Given request => Quote every line of the data below as it stands, omitting pictures.

Dataset section =>
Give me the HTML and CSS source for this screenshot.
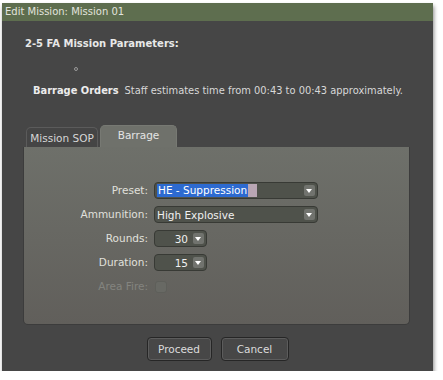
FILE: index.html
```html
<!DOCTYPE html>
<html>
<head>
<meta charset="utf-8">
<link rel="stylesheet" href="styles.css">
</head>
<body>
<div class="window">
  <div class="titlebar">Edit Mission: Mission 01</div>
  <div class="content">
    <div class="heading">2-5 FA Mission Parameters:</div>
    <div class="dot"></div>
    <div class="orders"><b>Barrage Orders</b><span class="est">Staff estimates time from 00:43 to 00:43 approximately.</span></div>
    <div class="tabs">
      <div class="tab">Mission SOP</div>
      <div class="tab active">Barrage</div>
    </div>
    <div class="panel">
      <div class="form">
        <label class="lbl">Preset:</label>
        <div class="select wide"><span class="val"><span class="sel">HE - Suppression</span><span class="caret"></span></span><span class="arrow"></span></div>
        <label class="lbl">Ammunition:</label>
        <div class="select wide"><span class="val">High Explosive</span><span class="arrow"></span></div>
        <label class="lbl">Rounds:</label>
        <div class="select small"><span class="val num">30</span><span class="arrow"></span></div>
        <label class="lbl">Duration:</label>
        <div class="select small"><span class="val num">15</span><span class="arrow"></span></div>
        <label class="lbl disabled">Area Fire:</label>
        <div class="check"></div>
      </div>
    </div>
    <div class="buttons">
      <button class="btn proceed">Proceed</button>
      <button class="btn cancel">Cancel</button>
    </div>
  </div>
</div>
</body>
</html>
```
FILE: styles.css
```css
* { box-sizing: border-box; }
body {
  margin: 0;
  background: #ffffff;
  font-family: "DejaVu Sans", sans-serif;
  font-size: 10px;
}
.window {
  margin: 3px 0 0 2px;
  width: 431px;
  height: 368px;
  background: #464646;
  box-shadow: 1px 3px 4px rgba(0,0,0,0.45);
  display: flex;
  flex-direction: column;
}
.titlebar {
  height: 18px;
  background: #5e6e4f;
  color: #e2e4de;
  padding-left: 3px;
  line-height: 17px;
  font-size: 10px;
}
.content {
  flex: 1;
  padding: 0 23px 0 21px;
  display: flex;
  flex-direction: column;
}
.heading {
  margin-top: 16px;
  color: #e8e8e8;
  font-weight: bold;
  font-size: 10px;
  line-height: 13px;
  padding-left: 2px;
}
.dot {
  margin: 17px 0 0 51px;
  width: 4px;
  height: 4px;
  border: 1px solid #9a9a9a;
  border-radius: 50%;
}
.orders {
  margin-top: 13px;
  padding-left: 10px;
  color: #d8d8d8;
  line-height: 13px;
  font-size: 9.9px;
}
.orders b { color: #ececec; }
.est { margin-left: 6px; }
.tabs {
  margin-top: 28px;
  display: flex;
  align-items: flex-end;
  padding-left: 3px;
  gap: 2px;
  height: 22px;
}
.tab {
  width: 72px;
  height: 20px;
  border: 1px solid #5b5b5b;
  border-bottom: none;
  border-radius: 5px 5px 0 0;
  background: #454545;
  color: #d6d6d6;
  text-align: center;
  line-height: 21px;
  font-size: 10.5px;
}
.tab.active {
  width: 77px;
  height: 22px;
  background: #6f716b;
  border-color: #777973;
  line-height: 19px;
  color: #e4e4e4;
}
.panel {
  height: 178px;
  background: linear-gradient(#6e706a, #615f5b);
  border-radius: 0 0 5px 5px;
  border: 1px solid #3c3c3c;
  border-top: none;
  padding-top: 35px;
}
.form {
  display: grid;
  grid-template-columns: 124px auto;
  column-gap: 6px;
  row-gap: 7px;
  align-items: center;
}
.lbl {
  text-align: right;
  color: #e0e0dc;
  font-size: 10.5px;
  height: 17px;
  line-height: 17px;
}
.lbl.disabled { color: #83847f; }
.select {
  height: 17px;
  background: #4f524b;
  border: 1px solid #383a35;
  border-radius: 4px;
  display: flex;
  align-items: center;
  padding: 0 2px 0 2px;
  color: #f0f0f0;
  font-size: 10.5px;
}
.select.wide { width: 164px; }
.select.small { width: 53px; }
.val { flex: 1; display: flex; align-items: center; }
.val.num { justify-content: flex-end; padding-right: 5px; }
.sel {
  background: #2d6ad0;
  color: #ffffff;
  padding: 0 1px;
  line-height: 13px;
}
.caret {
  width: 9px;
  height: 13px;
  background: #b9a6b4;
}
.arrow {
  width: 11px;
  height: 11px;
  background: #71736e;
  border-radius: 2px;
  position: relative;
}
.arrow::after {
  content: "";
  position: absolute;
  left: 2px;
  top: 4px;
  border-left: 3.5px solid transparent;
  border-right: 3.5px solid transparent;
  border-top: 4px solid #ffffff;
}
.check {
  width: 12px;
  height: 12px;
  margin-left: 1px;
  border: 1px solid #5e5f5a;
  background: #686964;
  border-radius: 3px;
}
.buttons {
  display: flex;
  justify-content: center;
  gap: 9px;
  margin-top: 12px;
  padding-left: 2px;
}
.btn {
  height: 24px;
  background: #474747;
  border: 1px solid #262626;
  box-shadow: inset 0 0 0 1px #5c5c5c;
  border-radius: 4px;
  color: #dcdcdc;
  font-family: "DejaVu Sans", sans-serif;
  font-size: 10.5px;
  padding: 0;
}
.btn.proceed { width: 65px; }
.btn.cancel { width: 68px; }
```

Exercise output =>
Give me the HTML and CSS source for this screenshot.
FILE: index.html
```html
<!DOCTYPE html>
<html>
<head>
<meta charset="utf-8">
<link rel="stylesheet" href="styles.css">
</head>
<body>
<div class="window">
  <div class="titlebar">Edit Mission: Mission 01</div>
  <div class="content">
    <div class="heading">2-5 FA Mission Parameters:</div>
    <div class="dot"></div>
    <div class="orders"><b>Barrage Orders</b><span class="est">Staff estimates time from 00:43 to 00:43 approximately.</span></div>
    <div class="tabs">
      <div class="tab">Mission SOP</div>
      <div class="tab active">Barrage</div>
    </div>
    <div class="panel">
      <div class="form">
        <label class="lbl">Preset:</label>
        <div class="select wide"><span class="val"><span class="sel">HE - Suppression</span><span class="caret"></span></span><span class="arrow"></span></div>
        <label class="lbl">Ammunition:</label>
        <div class="select wide"><span class="val">High Explosive</span><span class="arrow"></span></div>
        <label class="lbl">Rounds:</label>
        <div class="select small"><span class="val num">30</span><span class="arrow"></span></div>
        <label class="lbl">Duration:</label>
        <div class="select small"><span class="val num">15</span><span class="arrow"></span></div>
        <label class="lbl disabled">Area Fire:</label>
        <div class="check"></div>
      </div>
    </div>
    <div class="buttons">
      <button class="btn proceed">Proceed</button>
      <button class="btn cancel">Cancel</button>
    </div>
  </div>
</div>
</body>
</html>
```
FILE: styles.css
```css
* { box-sizing: border-box; }
body {
  margin: 0;
  background: #ffffff;
  font-family: "DejaVu Sans", sans-serif;
  font-size: 10px;
}
.window {
  margin: 3px 0 0 2px;
  width: 431px;
  height: 368px;
  background: #464646;
  box-shadow: 1px 3px 4px rgba(0,0,0,0.45);
  display: flex;
  flex-direction: column;
}
.titlebar {
  height: 18px;
  background: #5e6e4f;
  color: #e2e4de;
  padding-left: 3px;
  line-height: 17px;
  font-size: 10px;
}
.content {
  flex: 1;
  padding: 0 23px 0 21px;
  display: flex;
  flex-direction: column;
}
.heading {
  margin-top: 16px;
  color: #e8e8e8;
  font-weight: bold;
  font-size: 10px;
  line-height: 13px;
  padding-left: 2px;
}
.dot {
  margin: 17px 0 0 51px;
  width: 4px;
  height: 4px;
  border: 1px solid #9a9a9a;
  border-radius: 50%;
}
.orders {
  margin-top: 13px;
  padding-left: 10px;
  color: #d8d8d8;
  line-height: 13px;
  font-size: 9.9px;
}
.orders b { color: #ececec; }
.est { margin-left: 6px; }
.tabs {
  margin-top: 28px;
  display: flex;
  align-items: flex-end;
  padding-left: 3px;
  gap: 2px;
  height: 22px;
}
.tab {
  width: 72px;
  height: 20px;
  border: 1px solid #5b5b5b;
  border-bottom: none;
  border-radius: 5px 5px 0 0;
  background: #454545;
  color: #d6d6d6;
  text-align: center;
  line-height: 21px;
  font-size: 10.5px;
}
.tab.active {
  width: 77px;
  height: 22px;
  background: #6f716b;
  border-color: #777973;
  line-height: 19px;
  color: #e4e4e4;
}
.panel {
  height: 178px;
  background: linear-gradient(#6e706a, #615f5b);
  border-radius: 0 0 5px 5px;
  border: 1px solid #3c3c3c;
  border-top: none;
  padding-top: 35px;
}
.form {
  display: grid;
  grid-template-columns: 124px auto;
  column-gap: 6px;
  row-gap: 7px;
  align-items: center;
}
.lbl {
  text-align: right;
  color: #e0e0dc;
  font-size: 10.5px;
  height: 17px;
  line-height: 17px;
}
.lbl.disabled { color: #83847f; }
.select {
  height: 17px;
  background: #4f524b;
  border: 1px solid #383a35;
  border-radius: 4px;
  display: flex;
  align-items: center;
  padding: 0 2px 0 2px;
  color: #f0f0f0;
  font-size: 10.5px;
}
.select.wide { width: 164px; }
.select.small { width: 53px; }
.val { flex: 1; display: flex; align-items: center; }
.val.num { justify-content: flex-end; padding-right: 5px; }
.sel {
  background: #2d6ad0;
  color: #ffffff;
  padding: 0 1px;
  line-height: 13px;
}
.caret {
  width: 9px;
  height: 13px;
  background: #b9a6b4;
}
.arrow {
  width: 11px;
  height: 11px;
  background: #71736e;
  border-radius: 2px;
  position: relative;
}
.arrow::after {
  content: "";
  position: absolute;
  left: 2px;
  top: 4px;
  border-left: 3.5px solid transparent;
  border-right: 3.5px solid transparent;
  border-top: 4px solid #ffffff;
}
.check {
  width: 12px;
  height: 12px;
  margin-left: 1px;
  border: 1px solid #5e5f5a;
  background: #686964;
  border-radius: 3px;
}
.buttons {
  display: flex;
  justify-content: center;
  gap: 9px;
  margin-top: 12px;
  padding-left: 2px;
}
.btn {
  height: 24px;
  background: #474747;
  border: 1px solid #262626;
  box-shadow: inset 0 0 0 1px #5c5c5c;
  border-radius: 4px;
  color: #dcdcdc;
  font-family: "DejaVu Sans", sans-serif;
  font-size: 10.5px;
  padding: 0;
}
.btn.proceed { width: 65px; }
.btn.cancel { width: 68px; }
```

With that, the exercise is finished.